I found Gizmo and Dirt Nap here who were getting more water and enjoying a bit of a siesta, a perfect place for one. I was also in need of water, so I set my stuff down and got to work getting more. Once ready, it was hard to leave such a nicely shaded and relaxing environment. As the sycamores and other trees began to thin out, the air got warmer and the trail got rockier. It was back to the desert nearly as quickly as I had left it. A few other similar groves popped up as water became available, but none so immediately transformative. Regardless, I take back what I said earlier about this particular wash. It turned out to be a pretty amazing part of the trail.

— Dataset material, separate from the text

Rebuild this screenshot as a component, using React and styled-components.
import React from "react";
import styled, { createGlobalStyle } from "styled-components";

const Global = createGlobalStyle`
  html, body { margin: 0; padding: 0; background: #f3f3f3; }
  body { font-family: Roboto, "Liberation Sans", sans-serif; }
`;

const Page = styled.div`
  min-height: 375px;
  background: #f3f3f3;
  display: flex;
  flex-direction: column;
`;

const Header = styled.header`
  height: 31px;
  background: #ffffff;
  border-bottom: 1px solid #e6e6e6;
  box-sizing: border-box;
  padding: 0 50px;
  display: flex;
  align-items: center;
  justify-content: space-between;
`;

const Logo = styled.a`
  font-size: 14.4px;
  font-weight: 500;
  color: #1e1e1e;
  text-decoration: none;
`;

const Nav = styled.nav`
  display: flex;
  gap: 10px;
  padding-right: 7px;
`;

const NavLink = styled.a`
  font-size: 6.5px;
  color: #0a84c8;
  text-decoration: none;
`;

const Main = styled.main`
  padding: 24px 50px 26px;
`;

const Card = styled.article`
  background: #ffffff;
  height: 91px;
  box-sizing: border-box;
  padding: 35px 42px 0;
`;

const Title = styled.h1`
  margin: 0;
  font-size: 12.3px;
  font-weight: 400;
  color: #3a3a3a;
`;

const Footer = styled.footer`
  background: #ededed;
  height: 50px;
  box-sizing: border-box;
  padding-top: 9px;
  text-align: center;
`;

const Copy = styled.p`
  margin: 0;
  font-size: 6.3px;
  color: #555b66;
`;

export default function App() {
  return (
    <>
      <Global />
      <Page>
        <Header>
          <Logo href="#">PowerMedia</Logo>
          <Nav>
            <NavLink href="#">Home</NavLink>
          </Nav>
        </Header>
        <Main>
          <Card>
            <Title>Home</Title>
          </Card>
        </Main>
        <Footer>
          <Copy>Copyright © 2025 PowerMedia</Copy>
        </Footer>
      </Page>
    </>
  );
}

The mighty Superstition Mountains rolled down into pleasant hills toward Roosevelt Lake, and our main destination for the day, the Roosevelt Marina. Over easily walkable, then excessively steep dirt roads, we followed the trail down toward a junction to leave the trail to get our mail drops. By now, Gizmo and Dirt Nap had gotten out ahead of me, and so I took the junction I remembered seeing on the map, just a half mile walk from the trail, through a small community, then to the marina. After getting help with where to actually go, I went down to the marina and met up with Gizmo and Dirt Nap who were already on their food. A nice lady brought out my mail drop and I went to go order some lunch as well. We all stayed there for a while, myself and Gizmo dreading getting back out into the heat, and Dirt Nap dreading having to hitchhike back to his car in Superior since he was only doing that section with Gizmo.

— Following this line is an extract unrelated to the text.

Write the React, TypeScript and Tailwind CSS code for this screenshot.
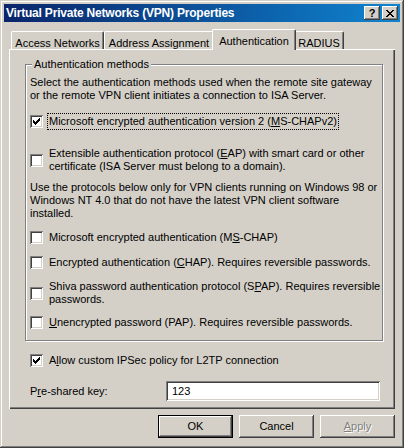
import React from 'react'

// classic 3D bevels
const raised =
  'shadow-[inset_-1px_-1px_#404040,inset_1px_1px_#ffffff,inset_-2px_-2px_#808080,inset_2px_2px_#d4d0c8]'
const sunken =
  'shadow-[inset_1px_1px_#808080,inset_-1px_-1px_#ffffff,inset_2px_2px_#404040,inset_-2px_-2px_#d4d0c8]'

const CHECK_ROWS: [number, number][][] = [
  [[6, 1]],
  [[5, 2]],
  [[0, 1], [4, 3]],
  [[0, 2], [3, 3]],
  [[0, 5]],
  [[1, 3]],
  [[2, 1]],
]

const CheckBox = ({ checked = false }: { checked?: boolean }) => (
  <span className={`w-[13px] h-[13px] shrink-0 bg-white ${sunken}`}>
    {checked && (
      <svg width="13" height="13" viewBox="0 0 13 13" shapeRendering="crispEdges">
        {CHECK_ROWS.map((row, y) =>
          row.map(([x, w]) => <rect key={`${y}-${x}`} x={3 + x} y={3 + y} width={w} height={1} fill="#000" />)
        )}
      </svg>
    )}
  </span>
)

const Option = ({
  checked,
  focused,
  className = '',
  children,
}: {
  checked?: boolean
  focused?: boolean
  className?: string
  children: React.ReactNode
}) => (
  <div className={`flex items-center ${className}`}>
    <CheckBox checked={checked} />
    <span
      className={`ml-[4px] px-px leading-[13px] border whitespace-nowrap ${
        focused ? 'border-dotted border-black py-px' : 'border-transparent'
      }`}
    >
      {children}
    </span>
  </div>
)

const U = ({ children }: { children: React.ReactNode }) => <span className="underline">{children}</span>

const tabs = [
  { label: 'Access Networks', w: 'w-[93px]' },
  { label: 'Address Assignment', w: 'w-[110px]' },
  { label: 'Authentication', w: 'w-[84px]', active: true },
  { label: 'RADIUS', w: 'w-[50px]' },
]

export default function App() {
  return (
    <div
      className={`w-[404px] h-[448px] p-[4px] bg-[#d4d0c8] text-[11px] text-black [font-family:'Liberation_Sans',Arial,sans-serif] shadow-[inset_-1px_-1px_#404040,inset_1px_1px_#d4d0c8,inset_-2px_-2px_#808080,inset_2px_2px_#ffffff] flex flex-col`}
    >
      {/* title bar */}
      <div className="h-[18px] flex items-center bg-linear-to-r from-[#0a246a] to-[#1084d0] pl-[2px] pr-[2px]">
        <span className="flex-1 font-bold text-[12px] tracking-[-0.2px] text-white whitespace-nowrap">
          Virtual Private Networks (VPN) Properties
        </span>
        <button className={`w-[16px] h-[14px] bg-[#d4d0c8] ${raised} flex items-center justify-center font-bold text-[11px] leading-none pt-px`}>
          ?
        </button>
        <button className={`ml-[2px] w-[16px] h-[14px] bg-[#d4d0c8] ${raised} flex items-center justify-center`}>
          <svg width="8" height="7" viewBox="0 0 8 7" shapeRendering="crispEdges">
            <path
              d="M0 0h2v1H0zM6 0h2v1H6zM1 1h2v1H1zM5 1h2v1H5zM2 2h4v1H2zM3 3h2v1H3zM2 4h4v1H2zM1 5h2v1H1zM5 5h2v1H5zM0 6h2v1H0zM6 6h2v1H6z"
              fill="#000"
            />
          </svg>
        </button>
      </div>

      <div className="pl-[5px] pt-[7px]">
        {/* tab strip */}
        <div className="h-[20px] flex items-end pl-[2px]">
          {tabs.map(t =>
            t.active ? (
              <div
                key={t.label}
                className={`relative z-10 -mx-[2px] -mb-px h-[21px] ${t.w} bg-[#d4d0c8] border-l border-t border-r border-l-white border-t-white border-r-[#404040] rounded-t-[2px] shadow-[inset_-1px_0_#808080] flex justify-center pt-[3px] whitespace-nowrap`}
              >
                {t.label}
              </div>
            ) : (
              <div
                key={t.label}
                className={`h-[18px] ${t.w} border-l border-t border-r border-l-white border-t-white border-r-[#404040] rounded-t-[2px] shadow-[inset_-1px_0_#808080] flex justify-center pt-[3px] whitespace-nowrap`}
              >
                {t.label}
              </div>
            )
          )}
        </div>

        {/* tab page */}
        <div className="w-[386px] h-[360px] pl-[16px] pt-[15px] shadow-[inset_1px_1px_#ffffff,inset_-1px_-1px_#404040,inset_-2px_-2px_#808080]">
          <div className="relative w-[358px] h-[277px] border border-[#808080] shadow-[1px_1px_0_#ffffff,inset_1px_1px_0_#ffffff] pl-[4px] flex flex-col">
            <span className="absolute -top-[7px] left-[6px] px-[2px] bg-[#d4d0c8] leading-[13px] whitespace-nowrap">
              Authentication methods
            </span>
            <p className="mt-[11px] leading-[13px] whitespace-nowrap">
              Select the authentication methods used when the remote site gateway
              <br />
              or the remote VPN client initiates a connection to ISA Server.
            </p>
            <Option checked focused className="mt-[11px]">
              Microsoft encrypted authentication version 2 (<U>M</U>S-CHAPv2)
            </Option>
            <Option className="mt-[16px]">
              Extensible authentication protocol (<U>E</U>AP) with smart card or other
              <br />
              certificate (ISA Server must belong to a domain).
            </Option>
            <p className="mt-[7px] leading-[13px] whitespace-nowrap">
              Use the protocols below only for VPN clients running on Windows 98 or
              <br />
              Windows NT 4.0 that do not have the latest VPN client software
              <br />
              installed.
            </p>
            <Option className="mt-[10px]">
              Microsoft encrypted authentication (M<U>S</U>-CHAP)
            </Option>
            <Option className="mt-[10px]">
              Encrypted authentication (<U>C</U>HAP). Requires reversible passwords.
            </Option>
            <Option className="mt-[9px]">
              Shiva password authentication protocol (S<U>P</U>AP). Requires reversible
              <br />
              passwords.
            </Option>
            <Option className="mt-[8px]">
              <U>U</U>nencrypted password (PAP). Requires reversible passwords.
            </Option>
          </div>

          <Option checked className="mt-[12px] ml-[5px]">
            A<U>l</U>low custom IPSec policy for L2TP connection
          </Option>

          <div className="mt-[13px] ml-[5px] flex items-center">
            <span className="w-[136px] whitespace-nowrap">
              P<U>r</U>e-shared key:
            </span>
            <div className={`w-[214px] h-[20px] bg-white ${sunken} flex items-center pl-[6px]`}>123</div>
          </div>
        </div>

        {/* dialog buttons */}
        <div className="w-[386px] mt-[6px] flex justify-end gap-[6px]">
          <button
            className={`w-[75px] h-[23px] bg-[#d4d0c8] shadow-[inset_0_0_0_1px_#000000,inset_-2px_-2px_#404040,inset_2px_2px_#ffffff,inset_-3px_-3px_#808080] flex items-center justify-center`}
          >
            OK
          </button>
          <button className={`w-[75px] h-[23px] bg-[#d4d0c8] ${raised} flex items-center justify-center`}>Cancel</button>
          <button
            className={`w-[75px] h-[23px] bg-[#d4d0c8] ${raised} flex items-center justify-center text-[#808080] [text-shadow:1px_1px_#ffffff]`}
          >
            <U>A</U>pply
          </button>
        </div>
      </div>
    </div>
  )
}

The marina itself didn’t leave a great impression on me. The food seemed to be the cheapest quality available, and the delivery process is extremely wasteful. You order a burger, brat, or hot dog from the bar (I had all three). Then you’re given each in a separate, heavy-duty Ziploc bag which you take over to a grill 15 yards away and throw away the Ziploc bags. I got over the fact that I had to grill my own food. After all, thru-hikers aren’t the primary customer there, but the use of the Ziploc bags was not only wasteful, but seemed completely unnecessary. Then, the food didn’t really settle too well later on, most likely due to its bottom-of-the-barrel cheapness. Though the employees were all nice and friendly, eating at the marina wasn’t really worth it.
I eventually got moving before Gizmo and was heading back to the community to potentially use an RV hookup site for water when a truck pulled in next to me. A friendly older couple, Chuck and Sue, offered me a ride just up the road a bit to their house where I could get more water. Once there, they even gave me some iced tea and a banana. I had a great visit with them and thanked them before heading back to the trail, but not before being warned about rattlesnakes, even though I still hadn’t seen any.
I had assumed at this point that Gizmo had jumped ahead. I learned that they had taken the much shorter route from the trail just a bit farther up that I had completely forgotten about. As I approached the junction for it, I heard the sound I fear the most: the rattling of a rattlesnake’s tail. I heard it behind me, and after turning around, saw it there coiled up in the grass right next to the trail. I felt I was far enough away to get a picture, but by then he agreed about the distance and sank back into the grass, disappearing. Adrenaline still pumping, I was thankful my first rattlesnake encounter on the trail came and went without incident.
Up and down the trail went over desert hills until it finally reached the highway which it used to cross the lake just behind the dam. From there, it picked up another trail to begin climbing up the east side of the Four Peaks. The trail wasted no time gaining elevation and it was another steep climb up. I was eager to find a campsite, but it’d have to wait. The ground just wasn’t suitable for a site. Unfortunately, one of my feet didn’t like this. I had let my left shoe either get too loose or too tight again, and I could feel a blister or two returning. I hiked a couple of extra miles than I would have liked, then found a campsite that would work well enough. The views weren’t too great, so there was no photography. Just extra rest and hopefully a lighter pack in the morning to make the climb up.